— Set task —
Your task is to copy the listing exactly, with the pictures left out.

------------

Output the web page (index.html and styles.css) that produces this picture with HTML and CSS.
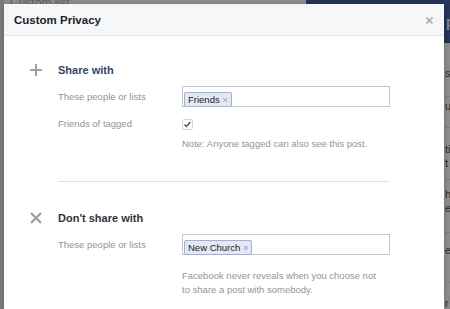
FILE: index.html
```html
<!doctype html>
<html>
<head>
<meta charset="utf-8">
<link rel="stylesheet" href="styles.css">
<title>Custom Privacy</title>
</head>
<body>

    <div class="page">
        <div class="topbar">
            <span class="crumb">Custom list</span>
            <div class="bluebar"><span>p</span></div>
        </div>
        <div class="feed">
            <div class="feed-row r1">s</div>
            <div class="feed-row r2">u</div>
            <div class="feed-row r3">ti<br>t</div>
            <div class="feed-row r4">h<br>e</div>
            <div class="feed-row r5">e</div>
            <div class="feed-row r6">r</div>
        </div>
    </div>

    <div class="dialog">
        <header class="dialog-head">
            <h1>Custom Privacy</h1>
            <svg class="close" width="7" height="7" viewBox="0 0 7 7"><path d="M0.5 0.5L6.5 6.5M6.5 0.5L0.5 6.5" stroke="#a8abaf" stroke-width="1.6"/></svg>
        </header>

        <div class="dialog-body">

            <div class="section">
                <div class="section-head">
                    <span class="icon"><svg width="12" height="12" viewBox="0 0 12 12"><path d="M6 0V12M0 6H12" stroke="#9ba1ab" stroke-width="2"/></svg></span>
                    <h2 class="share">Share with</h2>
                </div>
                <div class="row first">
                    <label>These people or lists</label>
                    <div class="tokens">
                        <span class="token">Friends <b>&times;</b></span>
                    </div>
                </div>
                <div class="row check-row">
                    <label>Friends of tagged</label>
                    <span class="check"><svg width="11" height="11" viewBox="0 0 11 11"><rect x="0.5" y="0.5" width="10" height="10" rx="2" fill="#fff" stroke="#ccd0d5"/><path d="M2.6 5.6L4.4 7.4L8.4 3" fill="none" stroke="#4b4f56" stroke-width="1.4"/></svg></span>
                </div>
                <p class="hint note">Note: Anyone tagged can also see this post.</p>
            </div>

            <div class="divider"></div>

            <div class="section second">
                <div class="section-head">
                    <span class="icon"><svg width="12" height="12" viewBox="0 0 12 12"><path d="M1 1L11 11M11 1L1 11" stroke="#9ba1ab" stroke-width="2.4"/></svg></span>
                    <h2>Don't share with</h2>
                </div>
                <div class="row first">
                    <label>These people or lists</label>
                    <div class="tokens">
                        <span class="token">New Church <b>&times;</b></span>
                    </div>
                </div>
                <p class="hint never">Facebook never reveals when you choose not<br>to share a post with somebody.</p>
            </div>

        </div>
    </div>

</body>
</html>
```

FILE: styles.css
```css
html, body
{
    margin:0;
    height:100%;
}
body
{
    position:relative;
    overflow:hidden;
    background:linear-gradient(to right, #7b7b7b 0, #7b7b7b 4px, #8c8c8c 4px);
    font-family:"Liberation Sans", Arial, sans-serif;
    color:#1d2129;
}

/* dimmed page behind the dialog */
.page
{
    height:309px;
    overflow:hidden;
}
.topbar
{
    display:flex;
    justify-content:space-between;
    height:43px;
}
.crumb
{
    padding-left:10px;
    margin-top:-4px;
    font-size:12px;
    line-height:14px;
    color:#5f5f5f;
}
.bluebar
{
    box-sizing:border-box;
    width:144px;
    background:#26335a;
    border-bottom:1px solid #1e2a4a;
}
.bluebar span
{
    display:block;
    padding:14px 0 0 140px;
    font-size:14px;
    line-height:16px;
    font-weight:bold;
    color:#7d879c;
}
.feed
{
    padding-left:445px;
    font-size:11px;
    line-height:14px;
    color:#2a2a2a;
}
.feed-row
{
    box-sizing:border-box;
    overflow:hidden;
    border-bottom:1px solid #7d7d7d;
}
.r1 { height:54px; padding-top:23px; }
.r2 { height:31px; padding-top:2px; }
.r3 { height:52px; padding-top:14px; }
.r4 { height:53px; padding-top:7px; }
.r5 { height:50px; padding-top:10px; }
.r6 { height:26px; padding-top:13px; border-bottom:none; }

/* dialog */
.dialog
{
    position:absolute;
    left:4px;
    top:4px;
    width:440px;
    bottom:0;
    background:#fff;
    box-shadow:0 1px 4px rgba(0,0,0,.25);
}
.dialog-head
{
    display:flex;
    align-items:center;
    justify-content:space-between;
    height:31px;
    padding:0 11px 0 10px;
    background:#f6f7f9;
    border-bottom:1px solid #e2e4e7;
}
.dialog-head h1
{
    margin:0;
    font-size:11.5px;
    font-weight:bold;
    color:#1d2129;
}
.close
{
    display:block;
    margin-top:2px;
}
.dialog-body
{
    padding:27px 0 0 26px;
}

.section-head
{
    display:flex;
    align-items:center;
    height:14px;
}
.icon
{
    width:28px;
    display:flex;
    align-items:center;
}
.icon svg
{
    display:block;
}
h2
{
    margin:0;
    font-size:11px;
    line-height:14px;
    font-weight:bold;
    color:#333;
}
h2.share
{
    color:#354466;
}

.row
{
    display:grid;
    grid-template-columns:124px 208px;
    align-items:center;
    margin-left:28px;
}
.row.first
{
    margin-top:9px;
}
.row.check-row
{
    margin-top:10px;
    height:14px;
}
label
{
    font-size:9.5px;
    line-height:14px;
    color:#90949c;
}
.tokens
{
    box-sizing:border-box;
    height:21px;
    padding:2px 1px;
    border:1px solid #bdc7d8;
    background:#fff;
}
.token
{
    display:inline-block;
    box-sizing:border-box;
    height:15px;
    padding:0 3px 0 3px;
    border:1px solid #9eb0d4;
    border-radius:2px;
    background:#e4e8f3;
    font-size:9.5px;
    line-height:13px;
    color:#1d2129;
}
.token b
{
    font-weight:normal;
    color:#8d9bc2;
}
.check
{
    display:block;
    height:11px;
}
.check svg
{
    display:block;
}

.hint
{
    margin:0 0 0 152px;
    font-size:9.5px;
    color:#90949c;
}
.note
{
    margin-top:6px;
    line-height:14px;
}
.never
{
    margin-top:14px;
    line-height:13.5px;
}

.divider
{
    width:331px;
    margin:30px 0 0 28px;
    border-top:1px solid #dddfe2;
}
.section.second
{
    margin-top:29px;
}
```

------------

— Expected output —
Output the web page (index.html and styles.css) that produces this picture with HTML and CSS.
FILE: index.html
```html
<!doctype html>
<html>
<head>
<meta charset="utf-8">
<link rel="stylesheet" href="styles.css">
<title>Custom Privacy</title>
</head>
<body>

    <div class="page">
        <div class="topbar">
            <span class="crumb">Custom list</span>
            <div class="bluebar"><span>p</span></div>
        </div>
        <div class="feed">
            <div class="feed-row r1">s</div>
            <div class="feed-row r2">u</div>
            <div class="feed-row r3">ti<br>t</div>
            <div class="feed-row r4">h<br>e</div>
            <div class="feed-row r5">e</div>
            <div class="feed-row r6">r</div>
        </div>
    </div>

    <div class="dialog">
        <header class="dialog-head">
            <h1>Custom Privacy</h1>
            <svg class="close" width="7" height="7" viewBox="0 0 7 7"><path d="M0.5 0.5L6.5 6.5M6.5 0.5L0.5 6.5" stroke="#a8abaf" stroke-width="1.6"/></svg>
        </header>

        <div class="dialog-body">

            <div class="section">
                <div class="section-head">
                    <span class="icon"><svg width="12" height="12" viewBox="0 0 12 12"><path d="M6 0V12M0 6H12" stroke="#9ba1ab" stroke-width="2"/></svg></span>
                    <h2 class="share">Share with</h2>
                </div>
                <div class="row first">
                    <label>These people or lists</label>
                    <div class="tokens">
                        <span class="token">Friends <b>&times;</b></span>
                    </div>
                </div>
                <div class="row check-row">
                    <label>Friends of tagged</label>
                    <span class="check"><svg width="11" height="11" viewBox="0 0 11 11"><rect x="0.5" y="0.5" width="10" height="10" rx="2" fill="#fff" stroke="#ccd0d5"/><path d="M2.6 5.6L4.4 7.4L8.4 3" fill="none" stroke="#4b4f56" stroke-width="1.4"/></svg></span>
                </div>
                <p class="hint note">Note: Anyone tagged can also see this post.</p>
            </div>

            <div class="divider"></div>

            <div class="section second">
                <div class="section-head">
                    <span class="icon"><svg width="12" height="12" viewBox="0 0 12 12"><path d="M1 1L11 11M11 1L1 11" stroke="#9ba1ab" stroke-width="2.4"/></svg></span>
                    <h2>Don't share with</h2>
                </div>
                <div class="row first">
                    <label>These people or lists</label>
                    <div class="tokens">
                        <span class="token">New Church <b>&times;</b></span>
                    </div>
                </div>
                <p class="hint never">Facebook never reveals when you choose not<br>to share a post with somebody.</p>
            </div>

        </div>
    </div>

</body>
</html>
```

FILE: styles.css
```css
html, body
{
    margin:0;
    height:100%;
}
body
{
    position:relative;
    overflow:hidden;
    background:linear-gradient(to right, #7b7b7b 0, #7b7b7b 4px, #8c8c8c 4px);
    font-family:"Liberation Sans", Arial, sans-serif;
    color:#1d2129;
}

/* dimmed page behind the dialog */
.page
{
    height:309px;
    overflow:hidden;
}
.topbar
{
    display:flex;
    justify-content:space-between;
    height:43px;
}
.crumb
{
    padding-left:10px;
    margin-top:-4px;
    font-size:12px;
    line-height:14px;
    color:#5f5f5f;
}
.bluebar
{
    box-sizing:border-box;
    width:144px;
    background:#26335a;
    border-bottom:1px solid #1e2a4a;
}
.bluebar span
{
    display:block;
    padding:14px 0 0 140px;
    font-size:14px;
    line-height:16px;
    font-weight:bold;
    color:#7d879c;
}
.feed
{
    padding-left:445px;
    font-size:11px;
    line-height:14px;
    color:#2a2a2a;
}
.feed-row
{
    box-sizing:border-box;
    overflow:hidden;
    border-bottom:1px solid #7d7d7d;
}
.r1 { height:54px; padding-top:23px; }
.r2 { height:31px; padding-top:2px; }
.r3 { height:52px; padding-top:14px; }
.r4 { height:53px; padding-top:7px; }
.r5 { height:50px; padding-top:10px; }
.r6 { height:26px; padding-top:13px; border-bottom:none; }

/* dialog */
.dialog
{
    position:absolute;
    left:4px;
    top:4px;
    width:440px;
    bottom:0;
    background:#fff;
    box-shadow:0 1px 4px rgba(0,0,0,.25);
}
.dialog-head
{
    display:flex;
    align-items:center;
    justify-content:space-between;
    height:31px;
    padding:0 11px 0 10px;
    background:#f6f7f9;
    border-bottom:1px solid #e2e4e7;
}
.dialog-head h1
{
    margin:0;
    font-size:11.5px;
    font-weight:bold;
    color:#1d2129;
}
.close
{
    display:block;
    margin-top:2px;
}
.dialog-body
{
    padding:27px 0 0 26px;
}

.section-head
{
    display:flex;
    align-items:center;
    height:14px;
}
.icon
{
    width:28px;
    display:flex;
    align-items:center;
}
.icon svg
{
    display:block;
}
h2
{
    margin:0;
    font-size:11px;
    line-height:14px;
    font-weight:bold;
    color:#333;
}
h2.share
{
    color:#354466;
}

.row
{
    display:grid;
    grid-template-columns:124px 208px;
    align-items:center;
    margin-left:28px;
}
.row.first
{
    margin-top:9px;
}
.row.check-row
{
    margin-top:10px;
    height:14px;
}
label
{
    font-size:9.5px;
    line-height:14px;
    color:#90949c;
}
.tokens
{
    box-sizing:border-box;
    height:21px;
    padding:2px 1px;
    border:1px solid #bdc7d8;
    background:#fff;
}
.token
{
    display:inline-block;
    box-sizing:border-box;
    height:15px;
    padding:0 3px 0 3px;
    border:1px solid #9eb0d4;
    border-radius:2px;
    background:#e4e8f3;
    font-size:9.5px;
    line-height:13px;
    color:#1d2129;
}
.token b
{
    font-weight:normal;
    color:#8d9bc2;
}
.check
{
    display:block;
    height:11px;
}
.check svg
{
    display:block;
}

.hint
{
    margin:0 0 0 152px;
    font-size:9.5px;
    color:#90949c;
}
.note
{
    margin-top:6px;
    line-height:14px;
}
.never
{
    margin-top:14px;
    line-height:13.5px;
}

.divider
{
    width:331px;
    margin:30px 0 0 28px;
    border-top:1px solid #dddfe2;
}
.section.second
{
    margin-top:29px;
}
```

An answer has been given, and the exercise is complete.